「自筆の脚本を手に世界を渡り歩く監督の未来は明るい」真実 MPさんの映画レビュー(感想・評価)
自筆の脚本を手に世界を渡り歩く監督の未来は明るい
フランスを代表する大女優が出版した自伝に綴られた内容の真偽と、彼女と折り合いが悪い娘との関係の真偽が、Wミーニングとなって進んでいく。集まった家族の団欒に寄り添う是枝演出の"人肌"の体温を感じさせる優しく、時に辛辣で、かつユーモラスなタッチは、撮影場所をパリに移しても何ら変わりはない。これは、自筆の脚本を手に演出できる監督の強みとも言える。

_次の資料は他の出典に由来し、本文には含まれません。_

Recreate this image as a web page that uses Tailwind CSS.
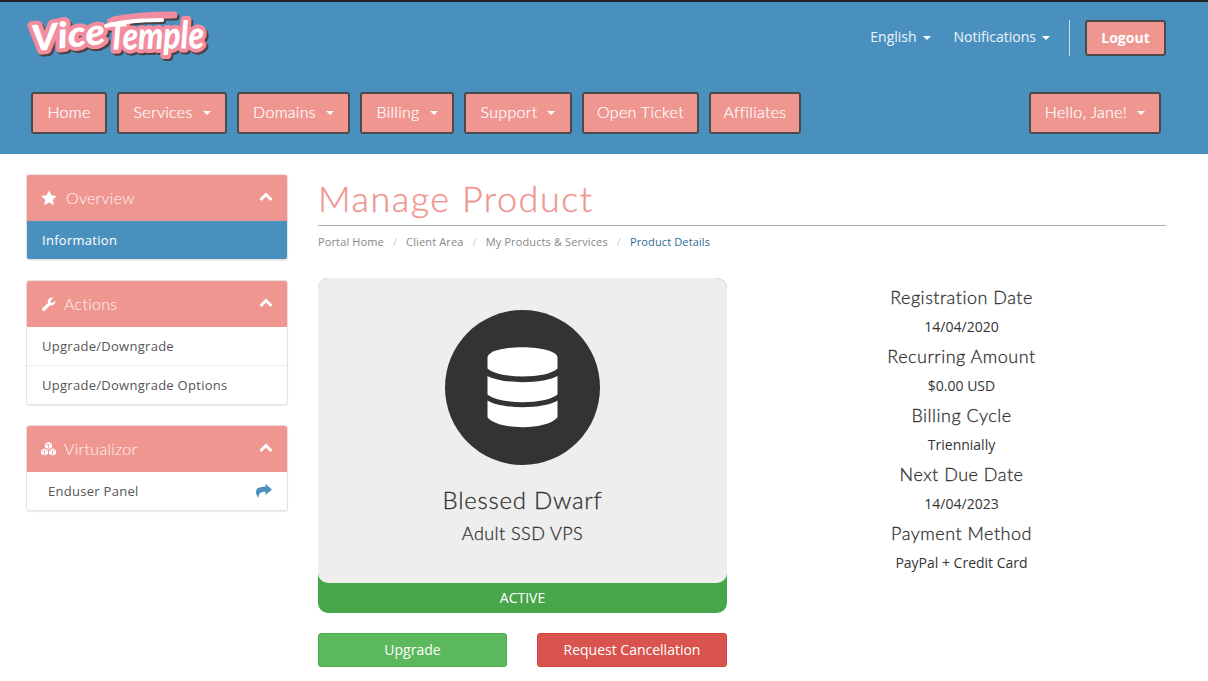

目に見えるものから、どうしても撮影の裏側が垣間みえてしまうのは、思いっきりチャレンジングで危険な配役故。それは、すでに発売されている是枝監督自らが綴った撮影日記からも、そして、先日NHKで放送されたドキュメンタリーを見ても分かるのだが、特に、大女優を演じるカトリーヌ・ドリーヴのわがまま放題と、落ち着きのなさ、稀代のチェーンスモーカーぶりは、画面からも伝わってきて興味深い。本人は自分自身と役の間に共通点はさほど多くないとコメントしているが、まるでドヌーヴそのものと感じさせるところが、彼女の、そして、選んだ是枝監督の凄さだと思う。
是枝裕和の次なるチャレンジはハリウッド・デビューと聞く。手元に脚本の草案がある限り、彼の道筋は明るい。そう確信させる「真実」なのだった。